I want to point out, too, that after this interview took place, I learned that Oghenechovwe’s O2 Arena has been nominated for a 2022 Hugo Award for Best Novelette. The author stated on Twitter that makes him the first African to be nominated for Best Novelette, the first Africa-born Black writer nominated for the Hugo at all, and the first Black person nominated in the Best Editor short form category, with the Year’s Best. You can read more about the short fiction at Apex Magazine. Further, be sure to check out Africa Risen, coming this fall, which you can pre-order at Macmillan Publishers; it’s edited by Sheree Renée Thomas, Oghenechovwe Donald Ekpeki, and Zelda Knight. The anthology “celebrates the vibrancy, diversity, and reach of African and Afro-Diasporic SFF and reaffirms that Africa is not rising – it’s already here.” The cover is stunning.

A CHAT WITH THE AUTHOR

You are an award-winning author and editor and are active in science fiction, horror, and speculative fiction magazines and collections. What are some of your favorite memories while writing or imagining new stories?

Some of my favorite memories are banter and conversations with real persons that get adapted and make up some of the dialogue in my work. Fiction aims to imitate reality after all. I usually see no reason why it can’t be borrowed from. Also, having to infuse stories from my culture and childhood myths I learnt growing up.

You recently edited The Year’s Best African Speculative Fiction (2021). How did this anthology come about, and what are some common themes you found within?

While editing the Dominion anthology, after its release, and inspired by its reception, I naturally thought, what next? It was well received and highly appreciated, and it created amazing opportunities for the voices of writers on the continent to be heard. So, I thought, how can we continue this? What else can we do that can create more spaces for the works of speculative fiction writers of African descent to be appreciated? And the answer was the Year’s Best African Speculative Fiction anthology. The first of its kind; it’s something that was sorely needed but had not had the chance to exist until now.

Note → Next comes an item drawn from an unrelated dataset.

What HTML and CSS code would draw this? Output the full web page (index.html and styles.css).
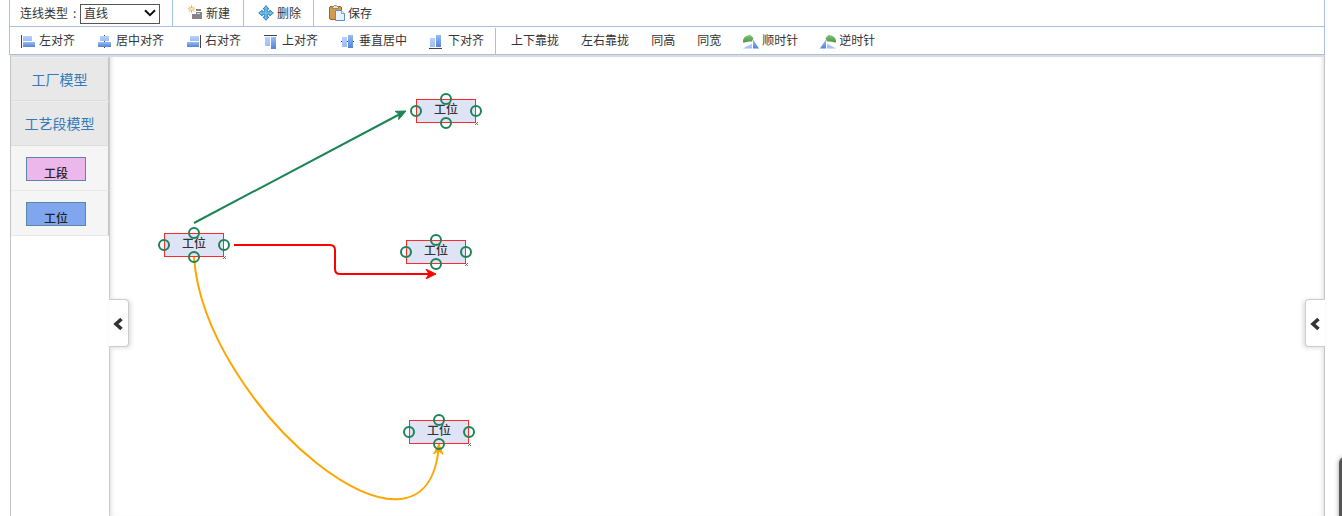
FILE: index.html
```html
<!DOCTYPE html>
<html lang="zh-CN">
<head>
<meta charset="utf-8">
<title>工艺建模</title>
<link rel="stylesheet" href="styles.css">
</head>
<body>
<svg class="defs" width="0" height="0">
  <defs>
    <linearGradient id="lt" x1="0" y1="0" x2="0" y2="1"><stop offset="0" stop-color="#b5d1ff"/><stop offset="1" stop-color="#9bbdf5"/></linearGradient>
    <linearGradient id="dk" x1="0" y1="0" x2="0" y2="1"><stop offset="0" stop-color="#98bbf5"/><stop offset="1" stop-color="#5584d6"/></linearGradient>
    <linearGradient id="gr" x1="0" y1="0" x2="0" y2="1"><stop offset="0" stop-color="#8cc878"/><stop offset="1" stop-color="#429747"/></linearGradient>
  </defs>
</svg>
<div class="app">
  <div class="bar bar-top">
    <div class="type"><span class="label">连线类型<span class="colon">:</span></span><div class="select"><span>直线</span><svg width="12" height="8" viewBox="0 0 12 8"><path d="M1 1.200l5 5 5-5" fill="none" stroke="#111" stroke-width="2"/></svg></div></div>
    <div class="btn new"><svg width="16" height="16" viewBox="0 0 16 16"><path d="M3.500 .5v7M0 4h7M1 1.500l5 5M6 1.500l-5 5" stroke="#e9a83c"/><circle cx="3.500" cy="4" r="1.300" fill="#fff0b8"/><path d="M8 4h5v2H8zM8 7h6v7H4V9h4z" fill="#858585"/><path d="M9 8.500h3" stroke="#ddd"/></svg><span>新建</span></div>
    <div class="btn del"><svg width="16" height="16" viewBox="0 0 16 16"><path d="M8 .7l3 3.300H9.300v2.700h2.500V5L15.300 8l-3.500 3V9.300H9.300v2.700H11L8 15.300 5 12h1.700V9.300H4.200V11L.7 8l3.500-3v1.700h2.500V4H5z" fill="#6dbdec" stroke="#2b7cb8" stroke-width=".9"/></svg><span>删除</span></div>
    <div class="btn save"><svg width="16" height="16" viewBox="0 0 16 16"><rect x=".5" y="1.500" width="12" height="13" rx="1.500" fill="#d59b4c" stroke="#9c6423"/><path d="M3.500 3.500v-2h1.200L5.500.5h2l.8 1h1.200v2z" fill="#e9e4da" stroke="#8c7655" stroke-width=".8"/><path d="M6.500 5.500h6l3 3v7h-9z" fill="#e7f3ff" stroke="#5a8fc9"/><path d="M12.500 5.500v3h3" fill="#fff" stroke="#5a8fc9" stroke-width=".8"/></svg><span>保存</span></div>
  </div>
  <div class="bar bar-align">
    <div class="btn"><svg width="16" height="16" viewBox="0 0 16 16"><path d="M1.500 2v13" stroke="#444"/><rect x="3" y="3" width="9" height="5" fill="url(#lt)"/><rect x="3" y="9" width="12" height="5" fill="url(#dk)"/></svg><span>左对齐</span></div>
    <div class="btn"><svg width="16" height="16" viewBox="0 0 16 16"><path d="M7.500 2v13" stroke="#444"/><rect x="3" y="3" width="9" height="5" fill="url(#lt)"/><rect x="1" y="9" width="13" height="5" fill="url(#dk)"/></svg><span>居中对齐</span></div>
    <div class="btn"><svg width="16" height="16" viewBox="0 0 16 16"><path d="M14.500 2v13" stroke="#444"/><rect x="4" y="3" width="9" height="5" fill="url(#lt)"/><rect x="1" y="9" width="12" height="5" fill="url(#dk)"/></svg><span>右对齐</span></div>
    <div class="btn"><svg width="16" height="16" viewBox="0 0 16 16"><path d="M1 2.500h13" stroke="#444"/><rect x="2" y="4" width="5" height="9" fill="url(#lt)"/><rect x="8" y="4" width="5" height="12" fill="url(#dk)"/></svg><span>上对齐</span></div>
    <div class="btn"><svg width="16" height="16" viewBox="0 0 16 16"><path d="M1 8.500h13" stroke="#444"/><rect x="2" y="4" width="5" height="10" fill="url(#lt)"/><rect x="8" y="2" width="5" height="13" fill="url(#dk)"/></svg><span>垂直居中</span></div>
    <div class="btn"><svg width="16" height="16" viewBox="0 0 16 16"><path d="M0 15.500h13" stroke="#444"/><rect x="1" y="5" width="5" height="9" fill="url(#lt)"/><rect x="7" y="2" width="5" height="12" fill="url(#dk)"/></svg><span>下对齐</span></div>
    <div class="sep"></div>
    <div class="btn"><span>上下靠拢</span></div>
    <div class="btn"><span>左右靠拢</span></div>
    <div class="btn"><span>同高</span></div>
    <div class="btn"><span>同宽</span></div>
    <div class="btn"><svg width="16" height="16" viewBox="0 0 16 16"><path d="M0 9.500C-.5 5 3 2.500 5.500 2.500L7 1.500 10.500 5 9 8.500 7.500 8.500C5 8 2 9.500 0 9.500z" fill="url(#gr)"/><path d="M10 15.500V6.500L16 15.500z" fill="url(#dk)"/><path d="M0 15.500l9-5v5z" fill="url(#lt)"/></svg><span>顺时针</span></div>
    <div class="btn"><svg width="16" height="16" viewBox="0 0 16 16"><path d="M16 9.500C16.500 5 13 2.500 10.500 2.500L9 1.500 5.500 5 7 8.500 8.500 8.500C11 8 14 9.500 16 9.500z" fill="url(#gr)"/><path d="M6 15.500V6.500L0 15.500z" fill="url(#dk)"/><path d="M16 15.500l-9-5v5z" fill="url(#lt)"/></svg><span>逆时针</span></div>
  </div>
  <div class="work">
    <aside class="side">
      <div class="group first">工厂模型</div>
      <div class="group">工艺段模型</div>
      <div class="entry"><div class="shape pink">工段</div></div>
      <div class="entry"><div class="shape blue">工位</div></div>
    </aside>
    <main class="canvas"></main>
  </div>
</div>
<div class="stage">
  <div class="node n1">工位</div>
  <div class="node n2">工位</div>
  <div class="node n3">工位</div>
  <div class="node n4">工位</div>
  <svg class="wires" width="1342" height="516" viewBox="0 0 1342 516" fill="none">
    <g stroke-width="2">
      <path d="M194 223L402 113" stroke="#1c8455"/>
      <path d="M234 245h96q5 0 5 5v19q0 5 5 5h92" stroke="#f00"/>
      <path d="M194 257C204 407 429 594 439 444" stroke="#ffa500"/>
    </g>
    <path d="M406 111l-7.300 8.500 .5-5.200-4-3z" fill="#1c8455" stroke="#1c8455"/>
    <path d="M436 274l-10-4.800 3 4.800-3 4.800z" fill="#f00" stroke="#f00"/>
    <path d="M439 444l-5.500 10 5.200-3.200 4.300 3.600z" fill="#ffa500" stroke="#ffa500"/>
    <g stroke="#1c8455" stroke-width="2">
      <circle cx="194" cy="233" r="5"/><circle cx="164" cy="245" r="5"/><circle cx="224" cy="245" r="5"/><circle cx="194" cy="257" r="5"/>
      <circle cx="446" cy="99" r="5"/><circle cx="416" cy="111" r="5"/><circle cx="476" cy="111" r="5"/><circle cx="446" cy="123" r="5"/>
      <circle cx="436" cy="240" r="5"/><circle cx="406" cy="252" r="5"/><circle cx="466" cy="252" r="5"/><circle cx="436" cy="264" r="5"/>
      <circle cx="439" cy="420" r="5"/><circle cx="409" cy="432" r="5"/><circle cx="469" cy="432" r="5"/><circle cx="439" cy="444" r="5"/>
    </g>
    <path d="M223 256l3 3m0-3l-3 3M475 122l3 3m0-3l-3 3M465 263l3 3m0-3l-3 3M468 443l3 3m0-3l-3 3" stroke="#555" stroke-width=".8"/>
  </svg>
  <div class="tab tab-left"><svg width="10" height="14" viewBox="0 0 10 14"><path d="M8.500 2L3 7l5.500 5" fill="none" stroke="#333" stroke-width="3.600"/></svg></div>
  <div class="tab tab-right"><svg width="10" height="14" viewBox="0 0 10 14"><path d="M8.500 2L3 7l5.500 5" fill="none" stroke="#333" stroke-width="3.600"/></svg></div>
  <div class="dock"></div>
</div>
</body>
</html>
```
FILE: styles.css
```css
* { box-sizing: border-box; }
body {
  margin: 0;
  height: 516px;
  overflow: hidden;
  position: relative;
  background: #fff;
  color: #333;
  font: 12px/16px "Noto Sans CJK SC", sans-serif;
}
svg { display: block; flex: none; }
.defs { position: absolute; }
.app { width: 1316px; height: 516px; margin-left: 9px; display: flex; flex-direction: column; }
.bar { display: flex; border: 1px solid #a9bfe0; border-top: 0; white-space: nowrap; flex: none; }
.bar-top { height: 27px; }
.bar-align { height: 28px; padding-top: 1px; }
.btn { display: flex; align-items: center; gap: 3px; padding: 0 11px; }
.bar-align .btn { padding-bottom: 1px; }
.bar-align .btn:first-child { padding-left: 10px; }
.bar-align .btn span { padding-bottom: 1px; }
.sep { width: 1px; background: #9fc1ee; margin-right: 4px; }
.type { display: flex; width: 162px; padding-left: 10px; align-items: center; }
.label { width: 60px; }
.colon { padding-left: 5px; }
.select { width: 80px; height: 20px; margin-top: 1px; border: 1px solid #555; display: flex; align-items: center; justify-content: space-between; padding: 0 3px 1px; }
.bar-top .btn { border-left: 1px solid #9fc1ee; gap: 2px; padding: 0 0 1px 15px; }
.new { width: 71px; }
.del { width: 70px; }
.bar-top .del { padding-left: 14px; gap: 3px; }
.bar-top .save { gap: 3px; }
.work { flex: 1; display: flex; margin-left: 1px; border: 1px solid #c4c4c4; border-top: 2px solid #dcdcdc; border-bottom: 0; }
.side { width: 98px; }
.group { height: 45px; background: #e8e8e8; border-bottom: 1px solid #dcdcdc; border-top: 1px solid #eee; border-right: 1px solid #c4c4c4; color: #337ab7; font-size: 14px; line-height: 43px; text-align: center; }
.first { height: 44px; line-height: 42px; }
.entry { height: 45px; background: #f5f5f5; border-bottom: 1px solid #e9e9e9; border-right: 1px solid #c4c4c4; padding: 11px 15px 9px; }
.shape { width: 60px; height: 24px; border: 1px solid #5b87a5; line-height: 29px; text-align: center; font-weight: 500; color: #222; }
.pink { background: #ecb7ea; }
.blue { background: #80a6ef; }
.canvas { flex: 1; border-left: 1px solid #ccc; box-shadow: inset 5px 0 5px -4px #ddd, inset -5px 0 5px -4px #ddd; }
.stage { position: absolute; inset: 0; pointer-events: none; }
.wires { position: absolute; left: 0; top: 0; }
.node { position: absolute; width: 60px; height: 24px; border: 1px solid #ff2929; background: #dfe3f6; text-align: center; line-height: 17px; font-weight: 500; }
.n1 { left: 416px; top: 99px; }
.n2 { left: 164px; top: 233px; }
.n3 { left: 406px; top: 240px; }
.n4 { left: 409px; top: 420px; }
.tab { position: absolute; top: 299px; width: 20px; height: 48px; border: 1px solid #ccc; background: #fff; display: flex; align-items: center; justify-content: center; padding: 2px 1px 0 0; }
.tab-left { left: 109px; border-left: 0; border-radius: 0 4px 4px 0; box-shadow: 2px 1px 4px #ddd; }
.tab-right { left: 1305px; border-right: 0; border-radius: 4px 0 0 4px; box-shadow: -2px 1px 4px #ddd; padding-right: 2px; }
.dock { position: absolute; left: 1339px; top: 457px; width: 12px; height: 70px; background: #555; border-radius: 6px; box-shadow: 0 0 5px #999; }
```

Because I focus on ecologically-oriented fiction, I’d be interested in your views about how the environment and nature are manifested in African fiction in particular. I like to think of such fiction as rewilded and have noticed this in the anthology, where natural landscape and its elements are strong, and climate change is mentioned in at least one story.

Actually, I’d be hard pressed to pick any singular theme from it. One of the things that I loved about it was that it was multifaceted and showed so many styles of writing and perspectives from Black and African writers around the world.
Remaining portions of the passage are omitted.